◆ **PROBLEM DETAILS**
Omit all images. Transcribe the rest of the material below exactly.

◆ **INFORMATION SHOWN**
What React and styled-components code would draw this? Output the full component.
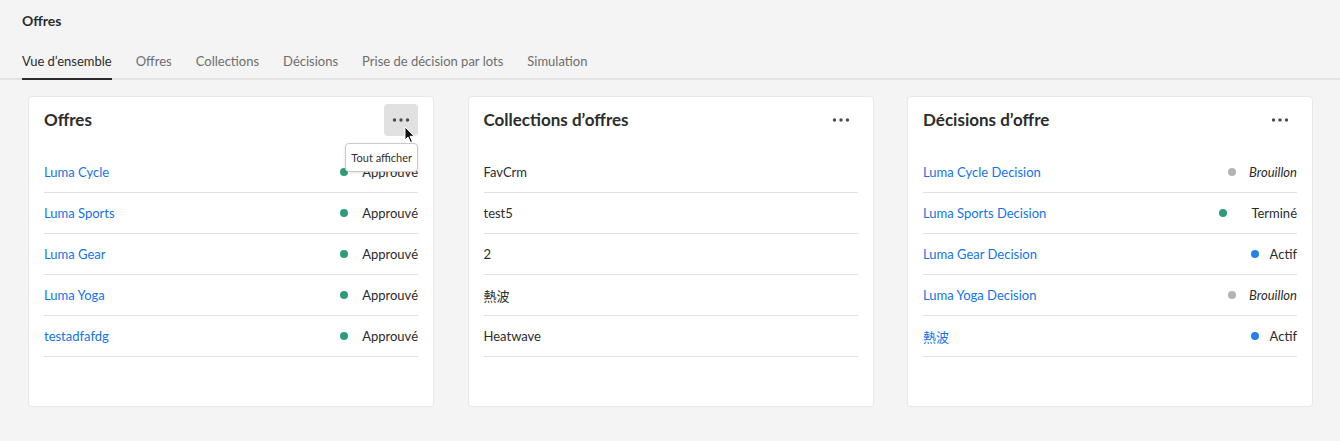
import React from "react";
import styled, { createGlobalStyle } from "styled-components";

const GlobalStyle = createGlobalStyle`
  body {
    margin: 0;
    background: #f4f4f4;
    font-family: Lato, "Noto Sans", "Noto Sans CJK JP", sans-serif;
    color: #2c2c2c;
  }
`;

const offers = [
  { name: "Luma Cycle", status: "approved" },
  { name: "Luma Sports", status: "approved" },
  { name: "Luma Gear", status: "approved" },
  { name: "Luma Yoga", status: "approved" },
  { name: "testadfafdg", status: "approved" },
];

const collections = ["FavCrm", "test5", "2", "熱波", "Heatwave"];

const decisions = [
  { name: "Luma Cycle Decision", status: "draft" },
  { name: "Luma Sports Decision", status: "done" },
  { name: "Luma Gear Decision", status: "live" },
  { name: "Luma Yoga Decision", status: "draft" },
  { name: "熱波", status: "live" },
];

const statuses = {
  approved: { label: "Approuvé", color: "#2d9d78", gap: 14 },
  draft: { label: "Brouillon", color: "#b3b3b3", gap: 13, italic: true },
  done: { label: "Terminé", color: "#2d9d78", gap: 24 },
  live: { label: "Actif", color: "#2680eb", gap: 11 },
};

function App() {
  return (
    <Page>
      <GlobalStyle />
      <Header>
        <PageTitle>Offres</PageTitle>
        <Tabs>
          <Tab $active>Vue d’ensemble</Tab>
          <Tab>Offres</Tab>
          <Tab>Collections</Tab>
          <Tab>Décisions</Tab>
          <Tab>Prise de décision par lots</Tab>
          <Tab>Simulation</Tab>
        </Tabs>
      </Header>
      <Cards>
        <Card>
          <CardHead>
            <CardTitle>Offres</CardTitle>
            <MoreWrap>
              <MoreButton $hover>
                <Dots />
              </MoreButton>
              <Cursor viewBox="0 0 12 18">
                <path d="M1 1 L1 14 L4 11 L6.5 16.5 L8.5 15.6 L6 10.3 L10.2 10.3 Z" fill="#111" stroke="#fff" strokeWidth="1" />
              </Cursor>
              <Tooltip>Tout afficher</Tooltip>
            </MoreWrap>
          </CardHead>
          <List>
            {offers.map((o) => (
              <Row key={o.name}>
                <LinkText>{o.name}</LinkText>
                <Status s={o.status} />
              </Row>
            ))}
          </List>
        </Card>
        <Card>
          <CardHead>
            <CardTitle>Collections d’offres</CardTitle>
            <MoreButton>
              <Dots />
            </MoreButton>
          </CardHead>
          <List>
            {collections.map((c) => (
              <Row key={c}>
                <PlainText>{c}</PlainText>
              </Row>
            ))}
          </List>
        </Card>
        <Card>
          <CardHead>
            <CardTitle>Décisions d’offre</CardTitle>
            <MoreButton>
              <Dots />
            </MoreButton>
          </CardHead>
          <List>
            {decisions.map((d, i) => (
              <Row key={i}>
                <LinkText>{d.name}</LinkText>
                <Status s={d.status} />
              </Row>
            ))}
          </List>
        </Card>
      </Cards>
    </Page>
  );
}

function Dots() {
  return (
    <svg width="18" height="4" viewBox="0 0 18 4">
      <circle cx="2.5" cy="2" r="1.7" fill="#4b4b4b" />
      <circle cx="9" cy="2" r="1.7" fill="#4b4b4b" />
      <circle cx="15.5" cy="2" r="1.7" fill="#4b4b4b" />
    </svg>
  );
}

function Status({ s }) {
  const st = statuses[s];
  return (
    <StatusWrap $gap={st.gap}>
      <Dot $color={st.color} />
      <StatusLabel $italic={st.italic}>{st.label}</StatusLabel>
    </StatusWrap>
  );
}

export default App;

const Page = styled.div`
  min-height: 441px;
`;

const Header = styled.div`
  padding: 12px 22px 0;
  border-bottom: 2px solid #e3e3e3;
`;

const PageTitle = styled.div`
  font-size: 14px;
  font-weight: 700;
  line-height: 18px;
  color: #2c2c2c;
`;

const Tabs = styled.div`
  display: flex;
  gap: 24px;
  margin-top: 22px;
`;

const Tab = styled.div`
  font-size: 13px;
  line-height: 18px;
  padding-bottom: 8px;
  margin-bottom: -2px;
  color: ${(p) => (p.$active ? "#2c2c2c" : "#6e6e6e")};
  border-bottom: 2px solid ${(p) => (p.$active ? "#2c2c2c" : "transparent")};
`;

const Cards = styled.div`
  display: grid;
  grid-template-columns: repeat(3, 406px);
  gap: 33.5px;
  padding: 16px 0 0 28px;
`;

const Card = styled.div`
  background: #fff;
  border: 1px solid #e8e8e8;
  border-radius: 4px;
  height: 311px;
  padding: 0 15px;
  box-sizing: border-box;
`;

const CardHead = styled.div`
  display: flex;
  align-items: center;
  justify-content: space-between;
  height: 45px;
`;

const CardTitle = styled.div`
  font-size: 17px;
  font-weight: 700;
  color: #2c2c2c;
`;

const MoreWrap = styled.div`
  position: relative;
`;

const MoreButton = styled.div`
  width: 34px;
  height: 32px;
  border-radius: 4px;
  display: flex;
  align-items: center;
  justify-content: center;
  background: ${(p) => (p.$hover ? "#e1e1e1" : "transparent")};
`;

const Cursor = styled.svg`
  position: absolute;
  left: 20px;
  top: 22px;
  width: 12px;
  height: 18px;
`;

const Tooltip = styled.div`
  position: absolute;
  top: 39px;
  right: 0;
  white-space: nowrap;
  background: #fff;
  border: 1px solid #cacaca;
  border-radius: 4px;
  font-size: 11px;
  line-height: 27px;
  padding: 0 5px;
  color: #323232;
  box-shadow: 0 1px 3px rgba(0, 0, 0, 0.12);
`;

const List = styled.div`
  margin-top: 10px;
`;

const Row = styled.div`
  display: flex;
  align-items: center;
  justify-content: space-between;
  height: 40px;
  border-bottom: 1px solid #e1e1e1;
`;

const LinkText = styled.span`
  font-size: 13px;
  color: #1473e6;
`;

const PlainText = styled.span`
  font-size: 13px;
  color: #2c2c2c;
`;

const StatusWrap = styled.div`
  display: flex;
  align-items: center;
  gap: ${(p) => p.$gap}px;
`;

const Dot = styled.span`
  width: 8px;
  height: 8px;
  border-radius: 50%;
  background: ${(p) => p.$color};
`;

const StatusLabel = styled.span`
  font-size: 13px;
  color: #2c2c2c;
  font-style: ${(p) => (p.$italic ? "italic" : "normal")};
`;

◆ **TASK SOLUTION**
What React and styled-components code would draw this? Output the full component.
import React from "react";
import styled, { createGlobalStyle } from "styled-components";

const GlobalStyle = createGlobalStyle`
  body {
    margin: 0;
    background: #f4f4f4;
    font-family: Lato, "Noto Sans", "Noto Sans CJK JP", sans-serif;
    color: #2c2c2c;
  }
`;

const offers = [
  { name: "Luma Cycle", status: "approved" },
  { name: "Luma Sports", status: "approved" },
  { name: "Luma Gear", status: "approved" },
  { name: "Luma Yoga", status: "approved" },
  { name: "testadfafdg", status: "approved" },
];

const collections = ["FavCrm", "test5", "2", "熱波", "Heatwave"];

const decisions = [
  { name: "Luma Cycle Decision", status: "draft" },
  { name: "Luma Sports Decision", status: "done" },
  { name: "Luma Gear Decision", status: "live" },
  { name: "Luma Yoga Decision", status: "draft" },
  { name: "熱波", status: "live" },
];

const statuses = {
  approved: { label: "Approuvé", color: "#2d9d78", gap: 14 },
  draft: { label: "Brouillon", color: "#b3b3b3", gap: 13, italic: true },
  done: { label: "Terminé", color: "#2d9d78", gap: 24 },
  live: { label: "Actif", color: "#2680eb", gap: 11 },
};

function App() {
  return (
    <Page>
      <GlobalStyle />
      <Header>
        <PageTitle>Offres</PageTitle>
        <Tabs>
          <Tab $active>Vue d’ensemble</Tab>
          <Tab>Offres</Tab>
          <Tab>Collections</Tab>
          <Tab>Décisions</Tab>
          <Tab>Prise de décision par lots</Tab>
          <Tab>Simulation</Tab>
        </Tabs>
      </Header>
      <Cards>
        <Card>
          <CardHead>
            <CardTitle>Offres</CardTitle>
            <MoreWrap>
              <MoreButton $hover>
                <Dots />
              </MoreButton>
              <Cursor viewBox="0 0 12 18">
                <path d="M1 1 L1 14 L4 11 L6.5 16.5 L8.5 15.6 L6 10.3 L10.2 10.3 Z" fill="#111" stroke="#fff" strokeWidth="1" />
              </Cursor>
              <Tooltip>Tout afficher</Tooltip>
            </MoreWrap>
          </CardHead>
          <List>
            {offers.map((o) => (
              <Row key={o.name}>
                <LinkText>{o.name}</LinkText>
                <Status s={o.status} />
              </Row>
            ))}
          </List>
        </Card>
        <Card>
          <CardHead>
            <CardTitle>Collections d’offres</CardTitle>
            <MoreButton>
              <Dots />
            </MoreButton>
          </CardHead>
          <List>
            {collections.map((c) => (
              <Row key={c}>
                <PlainText>{c}</PlainText>
              </Row>
            ))}
          </List>
        </Card>
        <Card>
          <CardHead>
            <CardTitle>Décisions d’offre</CardTitle>
            <MoreButton>
              <Dots />
            </MoreButton>
          </CardHead>
          <List>
            {decisions.map((d, i) => (
              <Row key={i}>
                <LinkText>{d.name}</LinkText>
                <Status s={d.status} />
              </Row>
            ))}
          </List>
        </Card>
      </Cards>
    </Page>
  );
}

function Dots() {
  return (
    <svg width="18" height="4" viewBox="0 0 18 4">
      <circle cx="2.5" cy="2" r="1.7" fill="#4b4b4b" />
      <circle cx="9" cy="2" r="1.7" fill="#4b4b4b" />
      <circle cx="15.5" cy="2" r="1.7" fill="#4b4b4b" />
    </svg>
  );
}

function Status({ s }) {
  const st = statuses[s];
  return (
    <StatusWrap $gap={st.gap}>
      <Dot $color={st.color} />
      <StatusLabel $italic={st.italic}>{st.label}</StatusLabel>
    </StatusWrap>
  );
}

export default App;

const Page = styled.div`
  min-height: 441px;
`;

const Header = styled.div`
  padding: 12px 22px 0;
  border-bottom: 2px solid #e3e3e3;
`;

const PageTitle = styled.div`
  font-size: 14px;
  font-weight: 700;
  line-height: 18px;
  color: #2c2c2c;
`;

const Tabs = styled.div`
  display: flex;
  gap: 24px;
  margin-top: 22px;
`;

const Tab = styled.div`
  font-size: 13px;
  line-height: 18px;
  padding-bottom: 8px;
  margin-bottom: -2px;
  color: ${(p) => (p.$active ? "#2c2c2c" : "#6e6e6e")};
  border-bottom: 2px solid ${(p) => (p.$active ? "#2c2c2c" : "transparent")};
`;

const Cards = styled.div`
  display: grid;
  grid-template-columns: repeat(3, 406px);
  gap: 33.5px;
  padding: 16px 0 0 28px;
`;

const Card = styled.div`
  background: #fff;
  border: 1px solid #e8e8e8;
  border-radius: 4px;
  height: 311px;
  padding: 0 15px;
  box-sizing: border-box;
`;

const CardHead = styled.div`
  display: flex;
  align-items: center;
  justify-content: space-between;
  height: 45px;
`;

const CardTitle = styled.div`
  font-size: 17px;
  font-weight: 700;
  color: #2c2c2c;
`;

const MoreWrap = styled.div`
  position: relative;
`;

const MoreButton = styled.div`
  width: 34px;
  height: 32px;
  border-radius: 4px;
  display: flex;
  align-items: center;
  justify-content: center;
  background: ${(p) => (p.$hover ? "#e1e1e1" : "transparent")};
`;

const Cursor = styled.svg`
  position: absolute;
  left: 20px;
  top: 22px;
  width: 12px;
  height: 18px;
`;

const Tooltip = styled.div`
  position: absolute;
  top: 39px;
  right: 0;
  white-space: nowrap;
  background: #fff;
  border: 1px solid #cacaca;
  border-radius: 4px;
  font-size: 11px;
  line-height: 27px;
  padding: 0 5px;
  color: #323232;
  box-shadow: 0 1px 3px rgba(0, 0, 0, 0.12);
`;

const List = styled.div`
  margin-top: 10px;
`;

const Row = styled.div`
  display: flex;
  align-items: center;
  justify-content: space-between;
  height: 40px;
  border-bottom: 1px solid #e1e1e1;
`;

const LinkText = styled.span`
  font-size: 13px;
  color: #1473e6;
`;

const PlainText = styled.span`
  font-size: 13px;
  color: #2c2c2c;
`;

const StatusWrap = styled.div`
  display: flex;
  align-items: center;
  gap: ${(p) => p.$gap}px;
`;

const Dot = styled.span`
  width: 8px;
  height: 8px;
  border-radius: 50%;
  background: ${(p) => p.$color};
`;

const StatusLabel = styled.span`
  font-size: 13px;
  color: #2c2c2c;
  font-style: ${(p) => (p.$italic ? "italic" : "normal")};
`;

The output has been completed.